La teoría económica no se limita a mantener que las decisiones de los individuos respecto al consumo son sacrosantas...
La teoría económica no se limita a mantener que las decisiones de los individuos respecto al consumo son sacrosantas, defendiendo las ventajas de la elección misma, sino que va más allá. Sostiene que una ampliación de la gama de elecciones al alcance de los consumidores mejora de por sí el bienestar, pues permite a cada consumidor adaptar más exactamente su gasto en consumo a sus necesidades. Un problema que se plantea de inmediato es que esa idea incluye tan sólo un tipo de elección: la que tiene como objeto los distintos productos ofrecidos a la venta, y excluye la posibilidad de que los consumidores puedan preferir reducir las oportunidades que se le ofrecen -debido, por ejemplo, a que les resulta demasiado complicado escoger entre un surtido demasiado grande, o por alguna objeción moral ante alguna de las elecciones disponibles-. También excluye que algunos consumidores prefieran vivir en una sociedad libre del enorme cúmulo de productos mínimamente diferenciados, de una publicidad omnipresente y de los empeños incesantes por persuadirles de que sus decisiones de consumo pueden darles la felicidad.
Sin embargo, el fallo más importante de sus planteamientos consiste en suponer que los consumidores llegan al mercado con sus necesidades ya determinadas, y que el único problema reside en saber cómo satisfacerlas mejor con la gama de bienes y servicios disponibles.

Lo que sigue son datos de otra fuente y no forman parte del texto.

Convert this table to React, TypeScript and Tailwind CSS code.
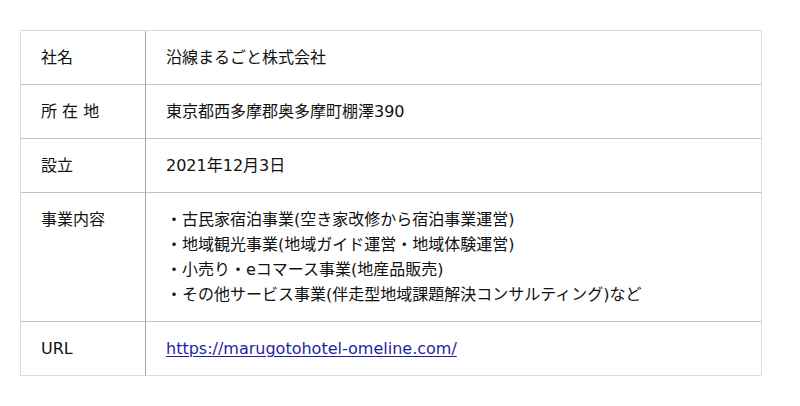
import React from 'react';

const rows: { label: string; value: React.ReactNode }[] = [
  { label: '社名', value: '沿線まるごと株式会社' },
  { label: '所 在 地', value: '東京都西多摩郡奥多摩町棚澤390' },
  { label: '設立', value: '2021年12月3日' },
  {
    label: '事業内容',
    value: (
      <>
        <p>・古民家宿泊事業(空き家改修から宿泊事業運営)</p>
        <p>・地域観光事業(地域ガイド運営・地域体験運営)</p>
        <p>・小売り・eコマース事業(地産品販売)</p>
        <p>・その他サービス事業(伴走型地域課題解決コンサルティング)など</p>
      </>
    ),
  },
  {
    label: 'URL',
    value: (
      <a href="#" className="text-[#1f1fa3] underline underline-offset-2">
        https://marugotohotel-omeline.com/
      </a>
    ),
  },
];

export default function App() {
  return (
    <div
      className="w-[800px] h-[406px] bg-white pt-[30px] px-[20px] text-[16px] leading-[25px] text-[#111]"
      style={{ fontFamily: '"DejaVu Sans", "Noto Sans CJK JP", sans-serif' }}
    >
      <div className="w-[742px] border border-[#dcdcdc]">
        {rows.map((r, i) => (
          <div key={r.label} className={i > 0 ? 'flex border-t border-[#c2c2c2]' : 'flex'}>
            <div className="w-[125px] shrink-0 border-r border-[#a6a6a6] py-[14px] pl-[20px]">{r.label}</div>
            <div className="flex-1 py-[14px] pl-[20px]">{r.value}</div>
          </div>
        ))}
      </div>
    </div>
  );
}
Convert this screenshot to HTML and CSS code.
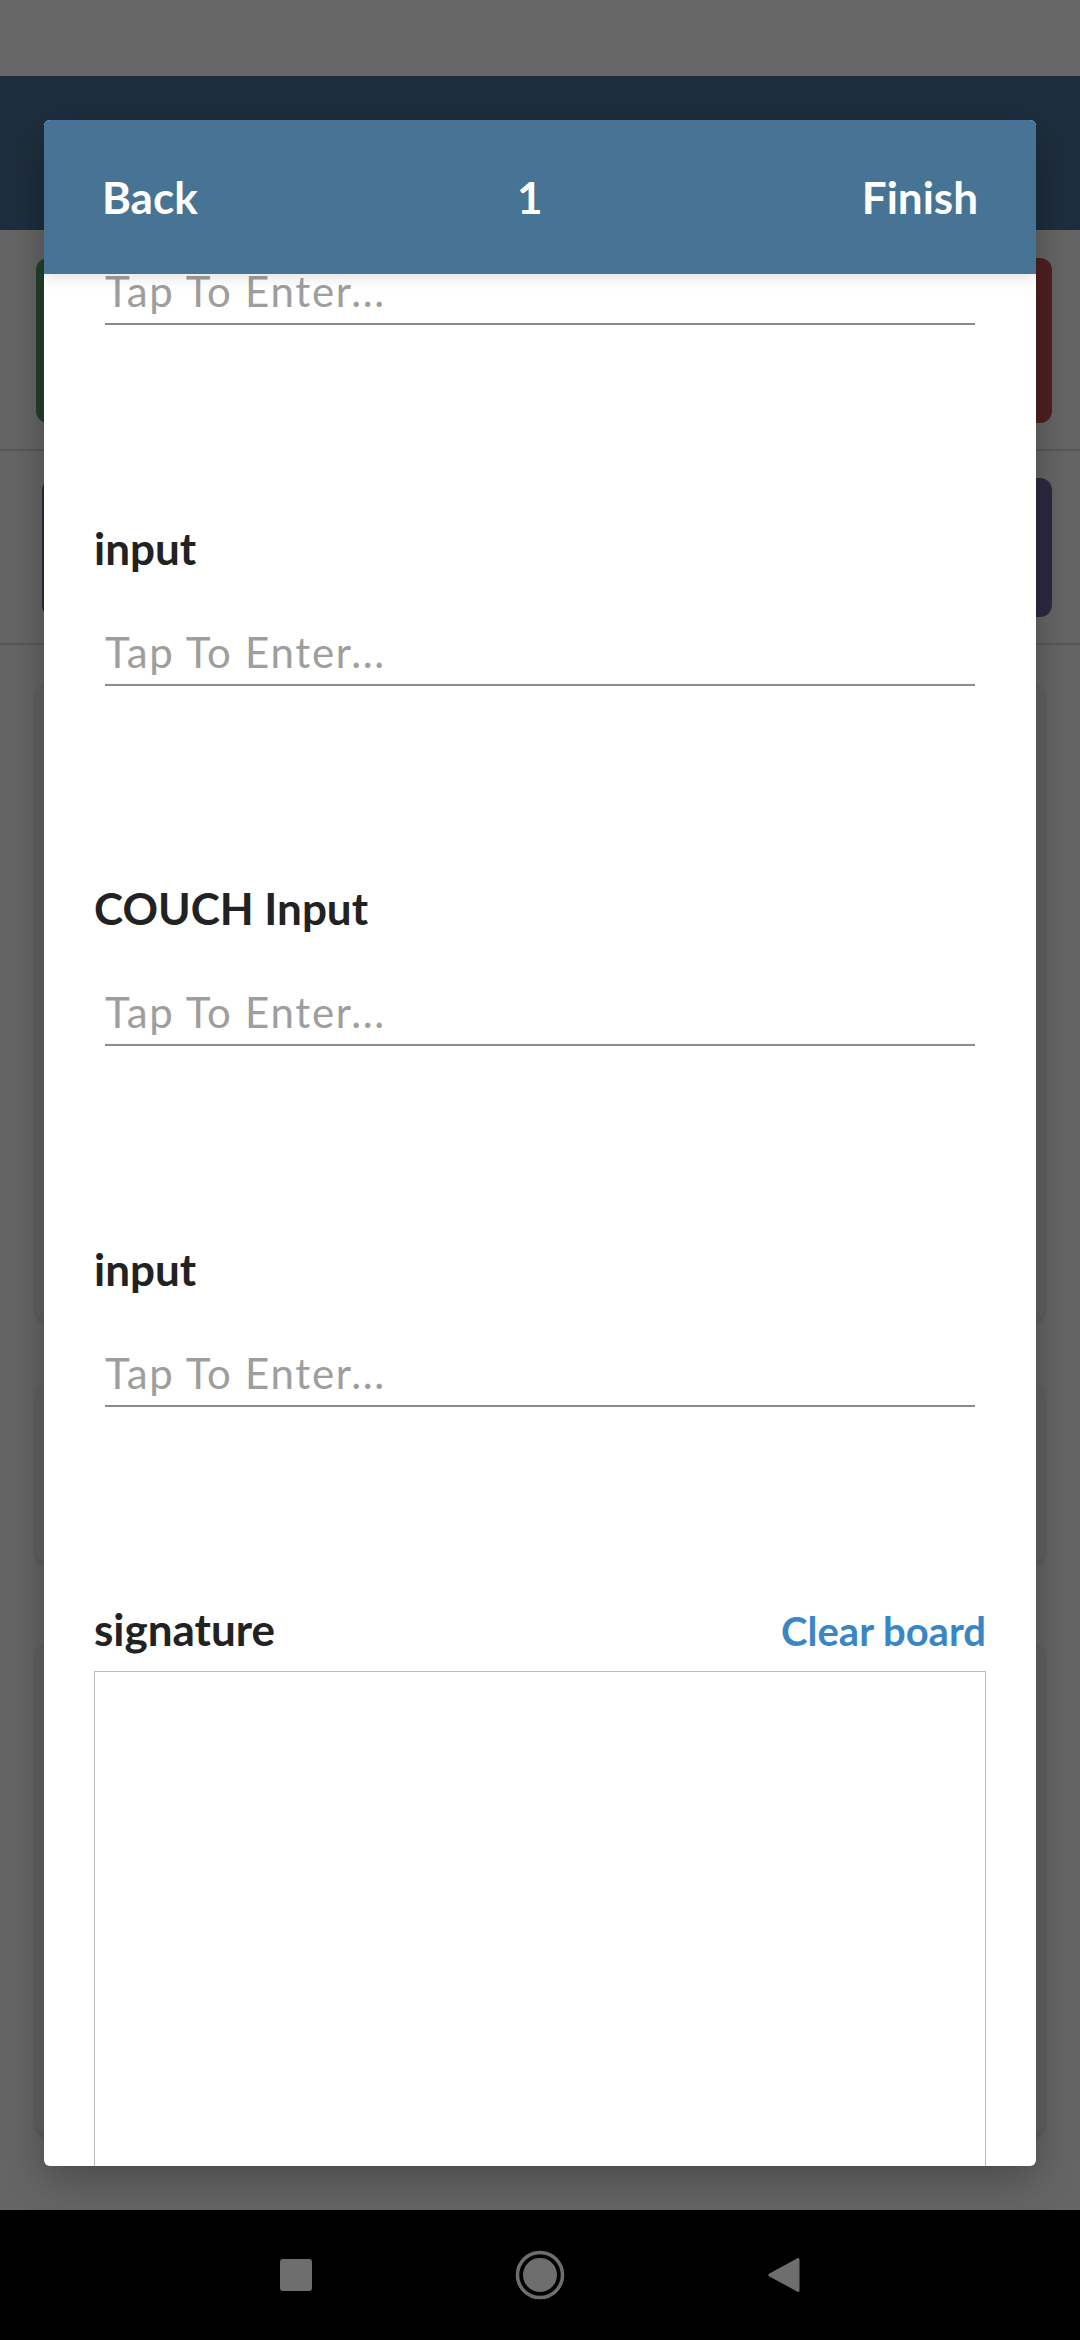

Resulta ilógico definir el mercado como un mecanismo de satisfacción de las necesidades, cuando estamos expuestos a diario a los esfuerzos del propio mercado para influir sobre nuestras necesidades. Las preferencias de los consumidores no se generan “fuera del sistema” sino que son creadas y reforzadas por él, y, por tanto, la
soberanía del consumidor es un mito. El dilema planteado no es entre la elección personal del consumidor y la ingeniería social elitista, sino entre la manipulación del comportamiento del consumidor por las empresas y los individuos que viven en sociedad y comprenden cuál es su auténtico interés. Para la mayoría de la gente se trata de una obviedad, pero, según veremos, sus repercusiones son de gran alcance. El problema va mucho más allá de la función de los publicistas en la formación de las preferencias y conducta compradora de los consumidores: debemos tener en cuenta el medio social y psicológico de la sociedad de consumo, que enseña a la gente cómo debe pensar sobre sí misma y sobre sus objetivos. La influencia de la sociedad del
marketing socava, en realidad, los cimientos del liberalismo filosófico, pues esa sociedad ya no está poblada por agentes libres que maximizan racionalmente su bienestar mediante sus decisiones de consumo, sino por unos seres complejos cuyos gustos, prioridades y sistemas de valores están manipulados en gran parte por el propio “mercado” que, supuestamente, se halla a su servicio.
Fuente: El fetiche del crecimiento. Clive Hamilton. Editorial Laetoli. Pamplona. 2006.